Insomma, alla fine Preziosi, convinto dal proprio fiuto e andando contro a quanto indicato dal figlio, decise di non concludere l’accordo e di rimandare Lewandowski a casa prima che potesse firmare il proprio contratto col Genoa. Al suo posto la società si riversò con prepotenza su Luca Toni, il cui fisico era simile al polacco, ma che fisicamente era più formato, oltre ad avere un’esperienza dalla sua che gli aveva già permesso di ben figurare con Palermo, Fiorentina e Bayern Monaco, oltre a essersi messo in tasca il titolo di campione del mondo con l’Italia. Il costo fu, tra l’altro, lo stesso perché dalla Baviera chiesero appena quattro milioni di euro per il giocatore che aveva trascorso gli ultimi sei mesi in prestito alla Roma: l’ingaggio assicurato a Toni fu di altrettanti 4 milioni di euro a stagione, diventando il più pagato nella storia del club. Preziosi, a fine stagione, non ne fu altrettanto soddisfatto, dandogli un 3 in pagella, come i gol che aveva segnato in campionato.

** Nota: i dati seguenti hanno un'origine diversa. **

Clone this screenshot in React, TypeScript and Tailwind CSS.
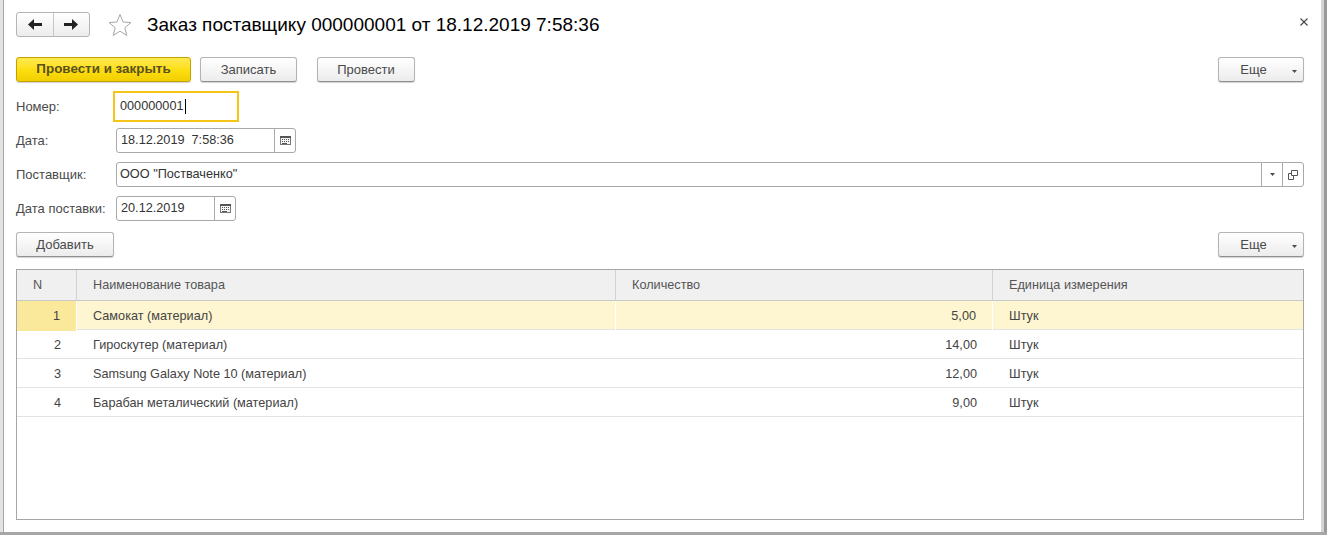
import type { ReactNode } from 'react';

const rows = [
  { n: 1, name: 'Самокат (материал)', qty: '5,00', unit: 'Штук' },
  { n: 2, name: 'Гироскутер (материал)', qty: '14,00', unit: 'Штук' },
  { n: 3, name: 'Samsung Galaxy Note 10 (материал)', qty: '12,00', unit: 'Штук' },
  { n: 4, name: 'Барабан металический (материал)', qty: '9,00', unit: 'Штук' },
];

const btn =
  'flex h-[25px] items-center justify-center rounded-[3px] border border-[#b4b4b4] border-b-[#8f8f8f] bg-gradient-to-b from-white to-[#ececec] text-[13px] text-[#4a4a4a] shadow-[0_1px_1px_rgba(0,0,0,0.18)]';

function Caret() {
  return (
    <svg width="5" height="3" viewBox="0 0 5 3" className="block">
      <path d="M0 0h5L2.500 3z" fill="#4a4a4a" />
    </svg>
  );
}

function CalendarIcon() {
  return (
    <svg width="11" height="9" viewBox="0 0 11 9" className="block">
      <rect x="0.500" y="0.500" width="10" height="8" fill="#f6f6f6" stroke="#777" />
      <path d="M0 1h11" stroke="#555" strokeWidth="2" />
      <path d="M2 3.500h1M4 3.500h1M6 3.500h1M8 3.500h1M2 5.500h1M4 5.500h1M6 5.500h1M8 5.500h1M2 7.500h5" stroke="#555" />
    </svg>
  );
}

function MoreButton() {
  return (
    <button className={`${btn} relative w-[86px]`}>
      <span className="mr-[15px]">Еще</span>
      <span className="absolute right-[6px] top-[12px]">
        <Caret />
      </span>
    </button>
  );
}

function Field({ label, children }: { label: string; children: ReactNode }) {
  return (
    <div className="flex items-center">
      <span className="w-[100px] text-[13px] text-[#4a4a4a]">{label}</span>
      {children}
    </div>
  );
}

function DateInput({ value, width }: { value: string; width: string }) {
  return (
    <div className={`flex h-[25px] rounded-[3px] border border-[#a9a9a9] bg-white ${width}`}>
      <span className="flex-1 whitespace-pre pl-[4px] text-[12.700px] leading-[23px] text-[#333]">{value}</span>
      <span className="flex w-[21px] items-center justify-center border-l border-[#a9a9a9]">
        <CalendarIcon />
      </span>
    </div>
  );
}

export default function App() {
  return (
    <div className="flex h-[535px] w-[1327px] flex-col overflow-hidden bg-[#a6a6a6] font-['Liberation_Sans',Arial,sans-serif]">
      <div className="flex h-[532px]">
        <div className="w-[3px] bg-[#e3e3e3]" />
        <div className="w-px bg-[#a6a6a6]" />

        <div className="flex-1 bg-white pl-[12px] pr-[17px] pt-[12px]">
          <div className="flex h-[25px] items-center">
            <div className="flex h-[25px] w-[74px] rounded-[3px] border border-[#b4b4b4] bg-gradient-to-b from-white to-[#ececec]">
              <button className="flex flex-1 items-center justify-center border-r border-[#c8c8c8]">
                <svg width="14" height="11" viewBox="0 0 14 11">
                  <path d="M0 5.500 6 0v4h8v3H6v4z" fill="#222" />
                </svg>
              </button>
              <button className="flex flex-1 items-center justify-center">
                <svg width="14" height="11" viewBox="0 0 14 11">
                  <path d="M14 5.500 8 0v4H0v3h8v4z" fill="#222" />
                </svg>
              </button>
            </div>
            <svg width="24" height="23" viewBox="0 0 24 23" className="ml-[18px]">
              <path d="M12 1.500l3 7.500 8 .6-6.200 5.100 2 7.800L12 18.200l-6.800 4.300 2-7.800L1 9.600l8-.6z" fill="#fff" stroke="#a8a8a8" />
            </svg>
            <h1 className="ml-[15px] text-[19px] leading-none text-black">Заказ поставщику 000000001 от 18.12.2019 7:58:36</h1>
            <button className="ml-auto mr-[-6px] mt-[-6px] flex h-[12px] w-[12px] items-center justify-center">
              <svg width="8" height="8" viewBox="0 0 8 8">
                <path d="M.5.500l7 7M7.500.500l-7 7" stroke="#444" strokeWidth="1.100" />
              </svg>
            </button>
          </div>

          <div className="mt-[20px] flex">
            <button className="h-[25px] w-[175px] rounded-[3px] border border-[#c2a100] bg-gradient-to-b from-[#ffe94d] via-[#fddf10] to-[#f2cf00] text-[13.400px] font-bold text-[#5a5020] shadow-[0_1px_1px_rgba(0,0,0,0.18)]">
              Провести и закрыть
            </button>
            <button className={`${btn} ml-[9px] w-[97px]`}>Записать</button>
            <button className={`${btn} ml-[20px] w-[98px]`}>Провести</button>
            <div className="ml-auto">
              <MoreButton />
            </div>
          </div>

          <div className="mt-[9px]">
            <Field label="Номер:">
              <div className="ml-[-3px] flex h-[31px] w-[126px] items-center border-2 border-[#f5c518] pl-[5px] text-[12.700px] text-[#333]">
                000000001
                <span className="ml-px h-[15px] w-px bg-black" />
              </div>
            </Field>
          </div>

          <div className="mt-[6px]">
            <Field label="Дата:">
              <DateInput value="18.12.2019  7:58:36" width="w-[180px]" />
            </Field>
          </div>

          <div className="mt-[9px]">
            <Field label="Поставщик:">
              <div className="flex h-[25px] flex-1 rounded-[3px] border border-[#a9a9a9] bg-white">
                <span className="flex-1 pl-[3px] text-[12.700px] leading-[23px] text-[#333]">ООО "Постваченко"</span>
                <span className="flex w-[21px] items-center justify-center border-l border-[#a9a9a9]">
                  <Caret />
                </span>
                <span className="flex w-[21px] items-center justify-center border-l border-[#a9a9a9]">
                  <svg width="10" height="10" viewBox="0 0 10 10">
                    <path d="M3.500.500h6v5h-6zM3.500 3.500H.500v6h5V6" fill="none" stroke="#555" />
                  </svg>
                </span>
              </div>
            </Field>
          </div>

          <div className="mt-[9px]">
            <Field label="Дата поставки:">
              <DateInput value="20.12.2019" width="w-[120px]" />
            </Field>
          </div>

          <div className="mt-[11px] flex justify-between">
            <button className={`${btn} w-[98px]`}>Добавить</button>
            <MoreButton />
          </div>

          <div className="mt-[12px] h-[251px] border border-[#a6a6a6] bg-white text-[12.700px]">
            <div className="grid h-[31px] grid-cols-[60px_539px_377px_1fr] border-b border-[#c8c8c8] bg-[#f0f0f0] leading-[30px] text-[#555]">
              <div className="border-r border-[#d2d2d2] pl-[16px]">N</div>
              <div className="border-r border-[#d2d2d2] pl-[16px]">Наименование товара</div>
              <div className="border-r border-[#d2d2d2] pl-[16px]">Количество</div>
              <div className="pl-[16px]">Единица измерения</div>
            </div>
            {rows.map((row, i) => (
              <div
                key={row.n}
                className={`grid h-[29px] grid-cols-[60px_539px_377px_1fr] border-b border-[#e2e2e2] leading-[30px] text-[#444] ${i === 0 ? 'bg-[#fdf6d0]' : ''}`}
              >
                <div className={`pr-[16px] text-right ${i === 0 ? 'border-r border-white bg-[#fbe99b]' : ''}`}>{row.n}</div>
                <div className={`pl-[16px] ${i === 0 ? 'border-r border-white' : ''}`}>{row.name}</div>
                <div className={`pr-[16px] text-right ${i === 0 ? 'border-r border-white' : ''}`}>{row.qty}</div>
                <div className="pl-[16px]">{row.unit}</div>
              </div>
            ))}
          </div>
        </div>

        <div className="w-[3px] bg-[#d4d4d4]" />
        <div className="w-[3px] bg-[#9a9a9a]" />
      </div>
    </div>
  );
}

Lewandowski, invece, nell’estate del 2010 sfumato il Genoa si trasferì in Germania, al Borussia Dortmund, per gli stessi 4 milioni di euro che costò Toni al Genoa e che il Lech aveva, più o meno, chiesto al Grifone. Si trattò, all’epoca, della cifra più alta incassata da un club polacco per un singolo trasferimento. A Dortmund Lewandowski trova Jurgen Klopp, col quale nasce una grande sintonia e inanellano dei buoni risultati sportivi, portando la squadra a una semifinale di Champions League contro il Real Madrid, due Bundesliga, una Coppa di Germania e una Supercoppa di Germania. Dopo quattro anni, a parametro zero, si accasa al Bayern Monaco, soddisfacendo quella regolarità storica che tanto ci piace e che ci affascina. Anche se, a posteriori, rimane sempre il fascino di poter conoscere cosa passò per la testa di Preziosi quel giorno e perché quell’anticipazione della stampa scatenò una tale reazione da spingere il Genoa a rimandare Robert Lewandowski al Lech Poznan, facendo sfumare quello che sarebbe stato un affare da annali del calcio.